Step 1: Add the chicken broth to a medium-large pot and set over high heat. Add the soy sauce, rice vinegar, sesame oil, sweet chili sauce, and minced ginger. Stir to combine and bring to a full boil.
Step 2: Once the broth is boiling, add the frozen wontons, frozen peas, and baby spinach all at once. Cook over high heat for exactly 3 minutes. The wontons are done when they float and feel tender when pressed gently with a spoon. Do not cook longer or they will fall apart.
Step 3: Remove the pot from heat immediately. Stir in the fresh cilantro or sprinkle it over individual bowls based on preference.
Step 4: Ladle the soup into bowls and top each one with a generous handful of roughly chopped cashews right before serving. Serve hot.
Best Pairings for Wonton Soup with Frozen Wontons
This soup is a full meal on its own, but a few well-chosen sides can round out the table beautifully.
Steamed White Rice: A small bowl of plain steamed rice soaks up the flavorful broth and makes the meal more filling, especially for hungry kids or bigger appetites.
Asian Cucumber Salad: The cool, lightly pickled crunch of a cucumber salad is a refreshing contrast to the warm savory broth and tender wontons.
Crispy Spring Rolls: A couple of baked or air-fried spring rolls on the side add crunch and make this feel like a complete Asian-inspired dinner spread.
Sesame Noodles: Cold or warm sesame noodles pair naturally with the ginger and sesame flavors already in the soup and add satisfying substance to the meal.
Garlic Roasted Edamame: A small bowl of roasted edamame adds protein, texture, and a fun finger-food element that works great for family dinners or casual entertaining.
How to Store and Reheat Wonton Soup
Store leftover wonton soup in an airtight container in the refrigerator for up to 4 days. Keep the cashews separate and only add them as a garnish when serving, otherwise they will turn soft and lose their crunch.

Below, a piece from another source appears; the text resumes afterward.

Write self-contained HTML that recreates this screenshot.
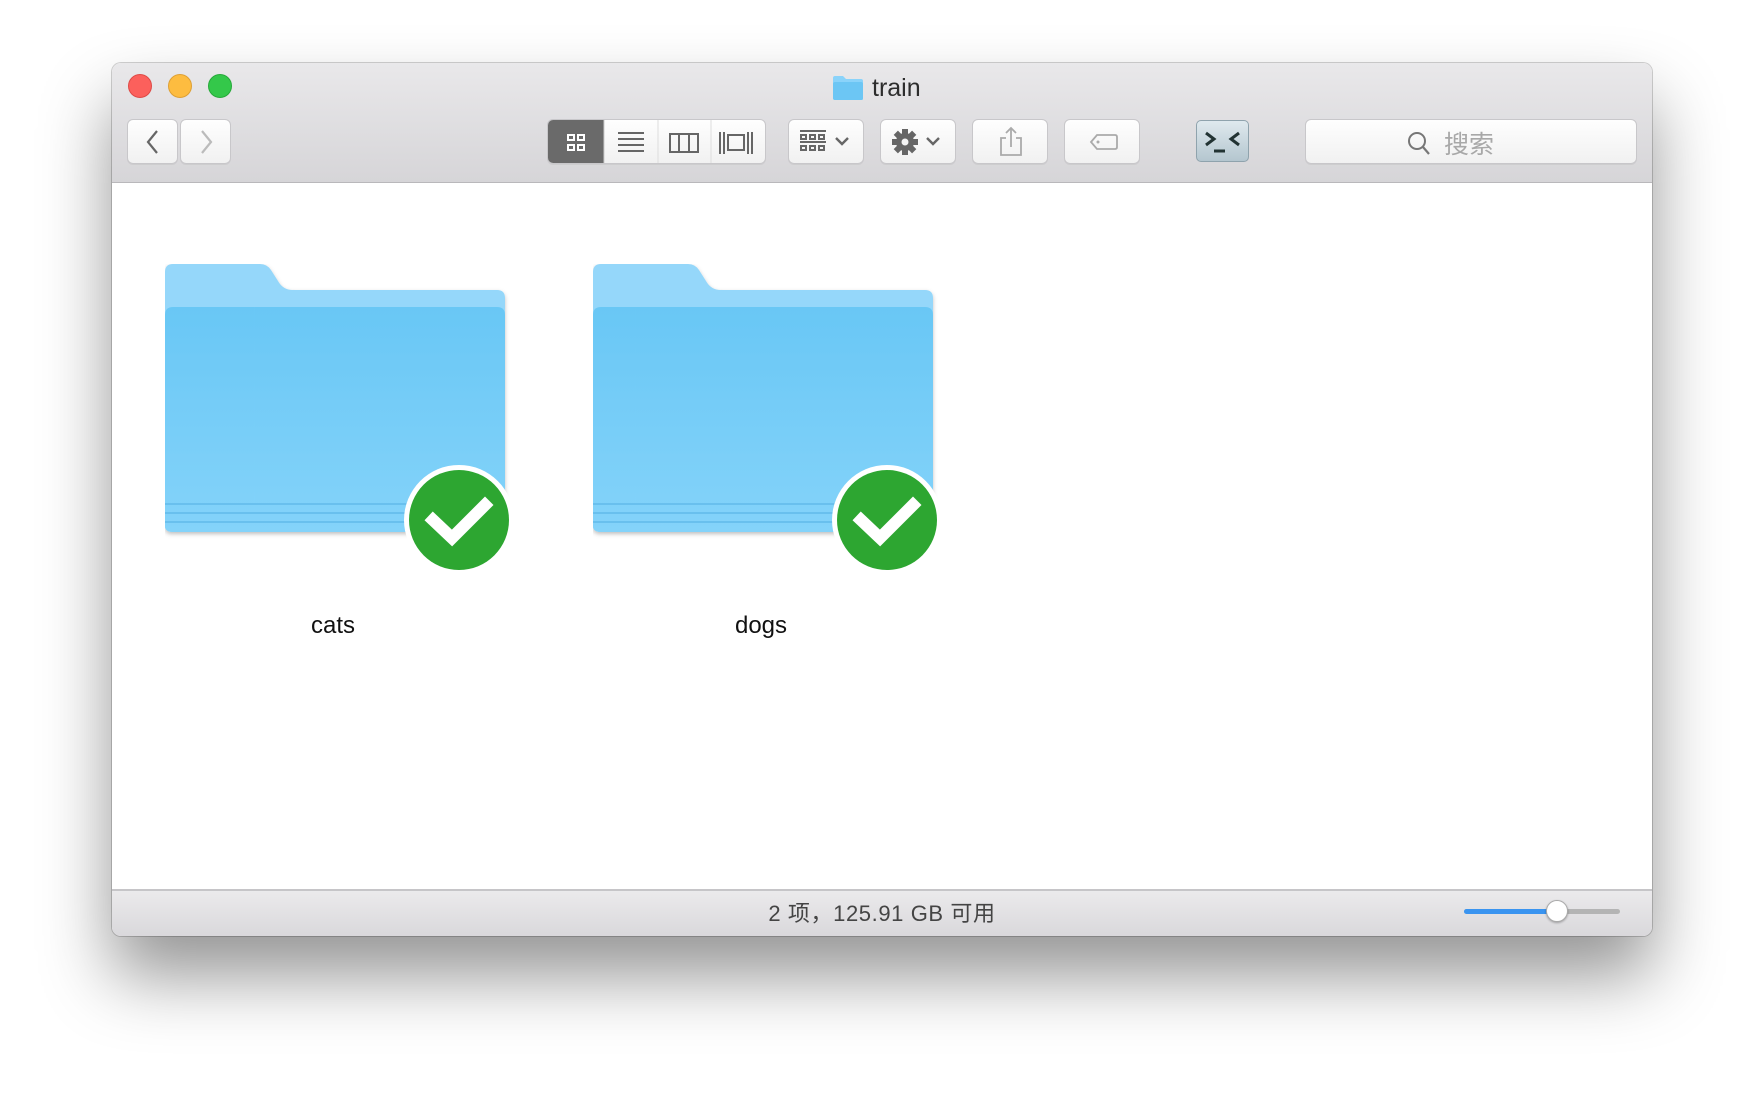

I do not recommend freezing this soup since the wontons and peas have already been cooked from frozen. Refreezing them affects both the texture and the flavor. Since this recipe only takes 15 minutes start to finish, it is much easier to simply make a fresh batch when you need it.
Pro tip: if you are reheating leftovers, warm the soup gently on the stovetop over medium heat just until it simmers. Avoid boiling it again since that will break apart the wontons. Add a small splash of chicken broth if the soup has thickened overnight.
FAQs
Can I use vegetable broth instead of chicken broth?

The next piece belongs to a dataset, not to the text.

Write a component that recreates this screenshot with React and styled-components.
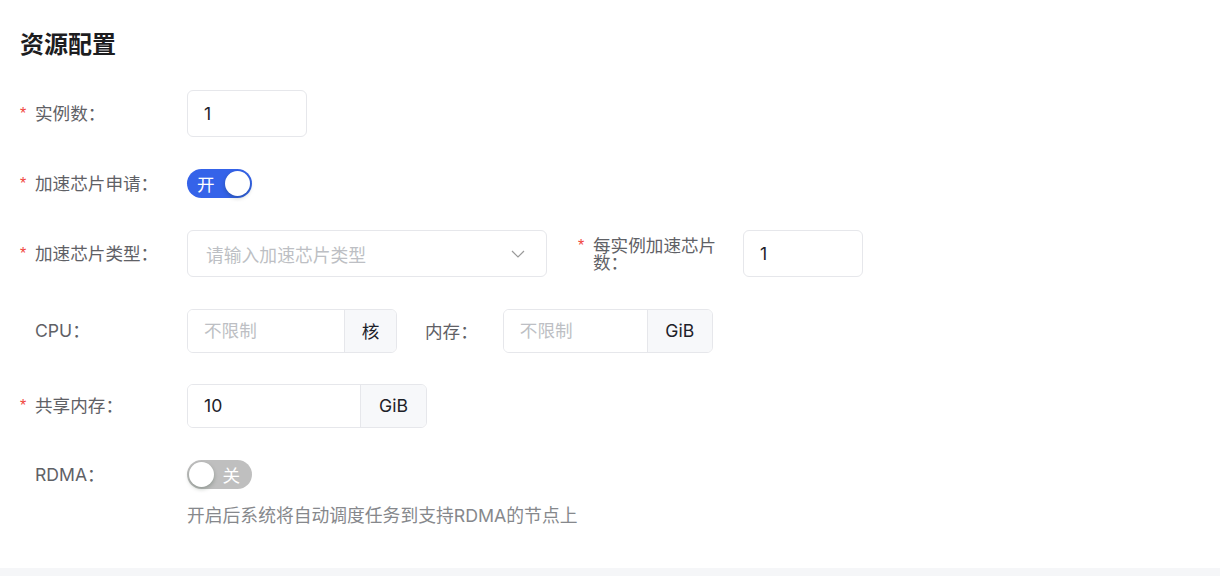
import styled, { createGlobalStyle } from "styled-components";

const GlobalStyle = createGlobalStyle`
  body {
    margin: 0;
    background: #f5f6f8;
    font-family: Inter, "Noto Sans CJK SC", sans-serif;
  }
`;

const Chevron = () => (
  <svg width="14" height="8" viewBox="0 0 14 8" fill="none">
    <path d="M1 1l6 6 6-6" stroke="#9a9a9a" strokeWidth="1.2" />
  </svg>
);

const App = () => {
  return (
    <>
      <GlobalStyle />
      <Card>
        <Title>资源配置</Title>
        <Form>
          <Row>
            <Label required>实例数：</Label>
            <Input $w={120} defaultValue="1" />
          </Row>
          <Row $gap={23}>
            <Label required>加速芯片申请：</Label>
            <Switch $on>
              <SwitchText $on>开</SwitchText>
              <Knob />
            </Switch>
          </Row>
          <Row $gap={23}>
            <Label required>加速芯片类型：</Label>
            <Select>
              <Placeholder>请输入加速芯片类型</Placeholder>
              <Chevron />
            </Select>
            <Item>
              <Label required $w={147}>每实例加速芯片数：</Label>
              <Input $w={120} defaultValue="1" />
            </Item>
          </Row>
          <Row $gap={30}>
            <Label>CPU：</Label>
            <Group $w={210}>
              <GroupInput placeholder="不限制" />
              <Addon $w={51}>核</Addon>
            </Group>
            <InlineLabel>内存：</InlineLabel>
            <Group $w={210}>
              <GroupInput placeholder="不限制" />
              <Addon $w={64}>GiB</Addon>
            </Group>
          </Row>
          <Row $gap={28}>
            <Label required>共享内存：</Label>
            <Group $w={240}>
              <GroupInput defaultValue="10" />
              <Addon $w={65}>GiB</Addon>
            </Group>
          </Row>
          <Row $gap={22}>
            <Label>RDMA：</Label>
            <Switch>
              <Knob />
              <SwitchText>关</SwitchText>
            </Switch>
          </Row>
          <Help>开启后系统将自动调度任务到支持RDMA的节点上</Help>
        </Form>
      </Card>
    </>
  );
};
export default App;

const Label = ({ required, children, $w }) => (
  <LabelBox $w={$w}>
    <Star>{required ? "*" : ""}</Star>
    <LabelText>{children}</LabelText>
  </LabelBox>
);

const Card = styled.div`
  background: #ffffff;
  height: 568px;
  box-sizing: border-box;
  padding: 27px 20px 0;
`;
const Title = styled.h2`
  margin: 0;
  font-family: "Noto Sans CJK SC", sans-serif;
  font-size: 24px;
  line-height: 32px;
  font-weight: 700;
  color: #1d1d1f;
`;
const Form = styled.div`
  margin-top: 31px;
  display: flex;
  flex-direction: column;
`;
const Row = styled.div`
  display: flex;
  align-items: center;
  height: 47px;
  margin-top: ${(p) => p.$gap || 0}px;
`;
const Item = styled.div`
  display: flex;
  align-items: center;
  margin-left: 31px;
`;
const LabelBox = styled.div`
  display: flex;
  align-items: flex-start;
  width: ${(p) => p.$w || 149}px;
  margin-right: 18px;
  flex-shrink: 0;
  font-size: 17.6px;
  line-height: 17px;
`;
const Star = styled.span`
  width: 15px;
  flex-shrink: 0;
  color: #f0443a;
  font-family: "Liberation Sans", sans-serif;
  font-size: 16px;
`;
const LabelText = styled.span`
  color: #5f6166;
`;
const InlineLabel = styled.span`
  margin: 0 25px 0 28px;
  font-size: 17.6px;
  color: #5f6166;
`;
const Input = styled.input`
  box-sizing: border-box;
  width: ${(p) => p.$w}px;
  height: 47px;
  border: 1px solid #e6e7eb;
  border-radius: 6px;
  padding: 0 16px;
  font-family: inherit;
  font-size: 17.6px;
  color: #1d2129;
  outline: none;
`;
const Select = styled.div`
  box-sizing: border-box;
  width: 360px;
  height: 47px;
  border: 1px solid #e6e7eb;
  border-radius: 6px;
  padding: 0 21px 0 18px;
  display: flex;
  align-items: center;
  justify-content: space-between;
`;
const Placeholder = styled.span`
  font-size: 17.8px;
  color: #bdbfc4;
`;
const Group = styled.div`
  box-sizing: border-box;
  width: ${(p) => p.$w}px;
  height: 44px;
  display: flex;
  border: 1px solid #e6e7eb;
  border-radius: 6px;
  overflow: hidden;
`;
const GroupInput = styled.input`
  flex: 1;
  min-width: 0;
  border: none;
  padding: 0 16px;
  font-family: inherit;
  font-size: 17.6px;
  color: #1d2129;
  outline: none;
  &::placeholder {
    color: #bdbfc4;
  }
`;
const Addon = styled.div`
  width: ${(p) => p.$w}px;
  flex-shrink: 0;
  display: flex;
  align-items: center;
  justify-content: center;
  background: #f7f8fa;
  border-left: 1px solid #e6e7eb;
  font-size: 17.6px;
  color: #1d2129;
`;
const Switch = styled.div`
  box-sizing: border-box;
  width: 65px;
  height: 29px;
  border-radius: 15px;
  padding: 0 2px;
  display: flex;
  align-items: center;
  justify-content: space-between;
  background: ${(p) => (p.$on ? "#3563e9" : "#bfbfbf")};
`;
const Knob = styled.span`
  width: 25px;
  height: 25px;
  border-radius: 50%;
  background: #ffffff;
  box-shadow: 0 2px 4px rgba(0, 35, 11, 0.25);
`;
const SwitchText = styled.span`
  color: #ffffff;
  font-family: "Noto Sans CJK SC", sans-serif;
  font-size: 17.6px;
  line-height: 1;
  margin: ${(p) => (p.$on ? "0 0 0 8px" : "0 10px 0 0")};
`;
const Help = styled.div`
  margin: 6px 0 0 167px;
  font-size: 17.8px;
  line-height: 24px;
  color: #86888c;
`;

Yes. Vegetable broth works well and makes this a vegetarian-friendly soup. Just check that your frozen wontons are also vegetarian if that matters for your household.
What kind of frozen wontons work best for this recipe?

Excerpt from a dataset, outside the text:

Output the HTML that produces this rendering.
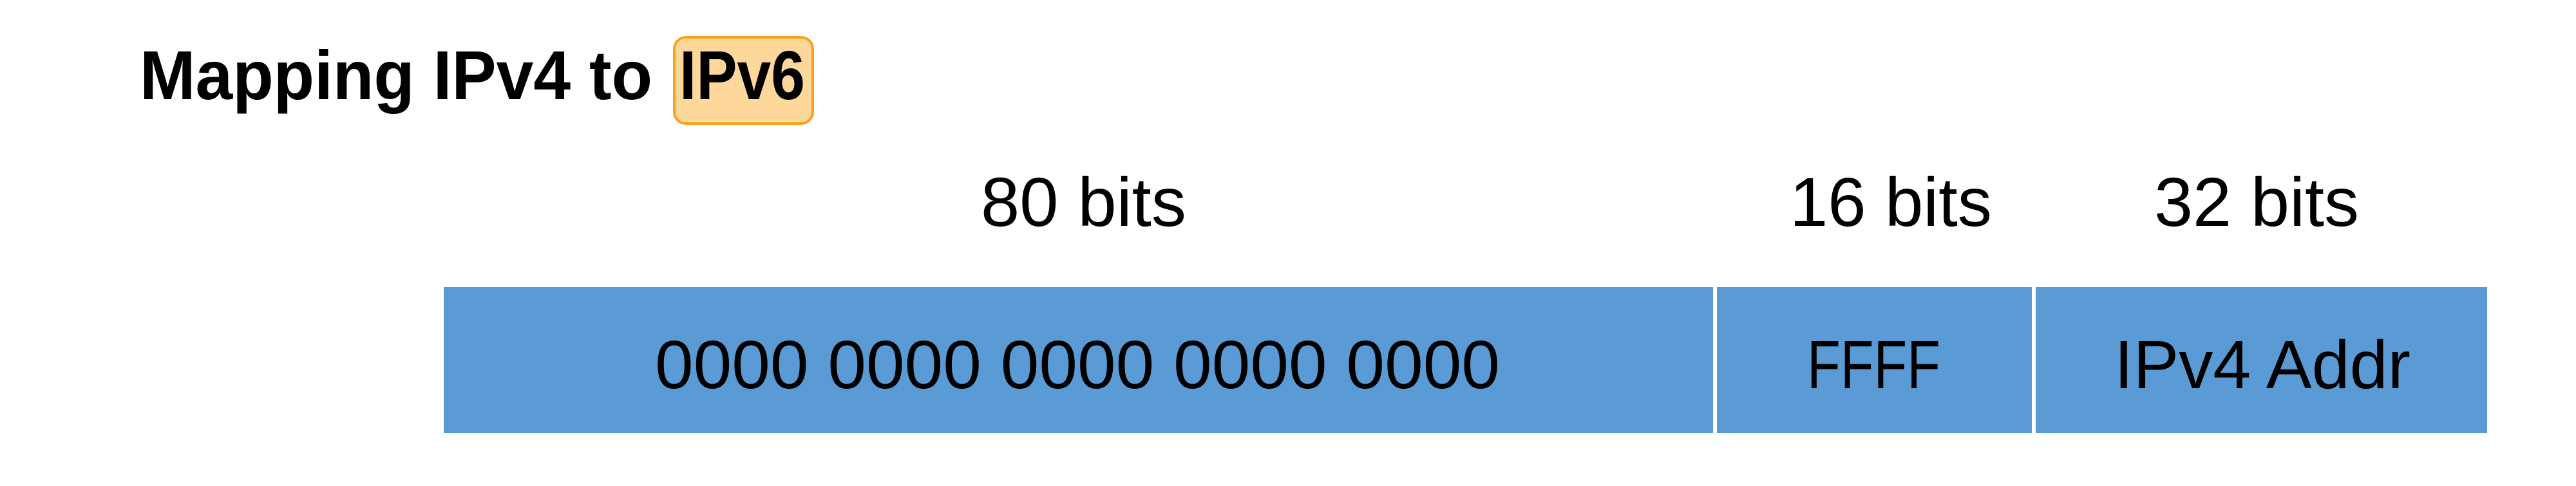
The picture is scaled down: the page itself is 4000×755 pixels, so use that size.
<!DOCTYPE html>
<html><head><meta charset="utf-8"><style>
html,body{margin:0;padding:0;background:#fff;width:4000px;height:755px;overflow:hidden}
</style></head><body>
<svg width="4000" height="755" xmlns="http://www.w3.org/2000/svg" style="display:block">
<rect x="0" y="0" width="4000" height="755" fill="#fff"/>
<rect x="1047" y="58" width="215" height="134" rx="18" ry="18" fill="#fed89b" stroke="#f7a21b" stroke-width="4"/>
<g font-family="Liberation Sans, sans-serif" font-weight="bold" font-size="108" fill="#000">
<text x="217" y="154" textLength="796" lengthAdjust="spacingAndGlyphs">Mapping IPv4 to</text>
<text x="1055" y="154" textLength="195" lengthAdjust="spacingAndGlyphs">IPv6</text>
</g>
<g font-family="Liberation Sans, sans-serif" font-size="108" fill="#000">
<text x="1523" y="351" textLength="319" lengthAdjust="spacingAndGlyphs">80 bits</text>
<text x="2779" y="351" textLength="314" lengthAdjust="spacingAndGlyphs">16 bits</text>
<text x="3345" y="351" textLength="318" lengthAdjust="spacingAndGlyphs">32 bits</text>
</g>
<rect x="689" y="446" width="3173" height="227" fill="#5b9bd5"/>
<rect x="2660" y="446" width="6" height="227" fill="#fff"/>
<rect x="3155" y="446" width="6" height="227" fill="#fff"/>
<g font-family="Liberation Sans, sans-serif" font-size="106" fill="#000">
<text x="1017" y="603" textLength="1312" lengthAdjust="spacingAndGlyphs">0000 0000 0000 0000 0000</text>
<text x="2806" y="603" textLength="207" lengthAdjust="spacingAndGlyphs">FFFF</text>
<text x="3283" y="603" textLength="460" lengthAdjust="spacingAndGlyphs">IPv4 Addr</text>
</g>
</svg>
</body></html>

Any filled frozen wontons work well here. Pork, chicken, shrimp, or vegetable varieties all taste great. I usually grab the pork ones from Costco or Trader Joe’s for the best flavor-to-price ratio.
Can I add noodles or rice to make it more filling?
Absolutely. Add cooked rice noodles or a handful of thin ramen noodles directly to the pot in the last minute of cooking. It bulks up the soup nicely without changing the flavor.
Conclusion
Wonton soup with frozen wontons is the kind of weeknight dinner that earns a permanent spot in your rotation. It is fast, flexible, and packed with flavor that tastes way more involved than it really is. Keep a bag of wontons in your freezer and you are always just 15 minutes away from a warm, satisfying bowl. Your family will thank you!
Easy Wonton Soup with Frozen Wontons
Ingredients
Equipment
Method
- Add chicken broth to a medium-large pot over high heat. Add soy sauce, rice vinegar, sesame oil, sweet chili sauce, and minced ginger. Stir and bring to a full boil.
- Once boiling, add frozen wontons, frozen peas, and baby spinach. Cook over high heat for exactly 3 minutes until wontons are tender and floating. Do not overcook.
- Remove from heat immediately. Stir in fresh cilantro or sprinkle over individual bowls.
- Ladle into bowls and top each with roughly chopped cashews right before serving. Serve hot.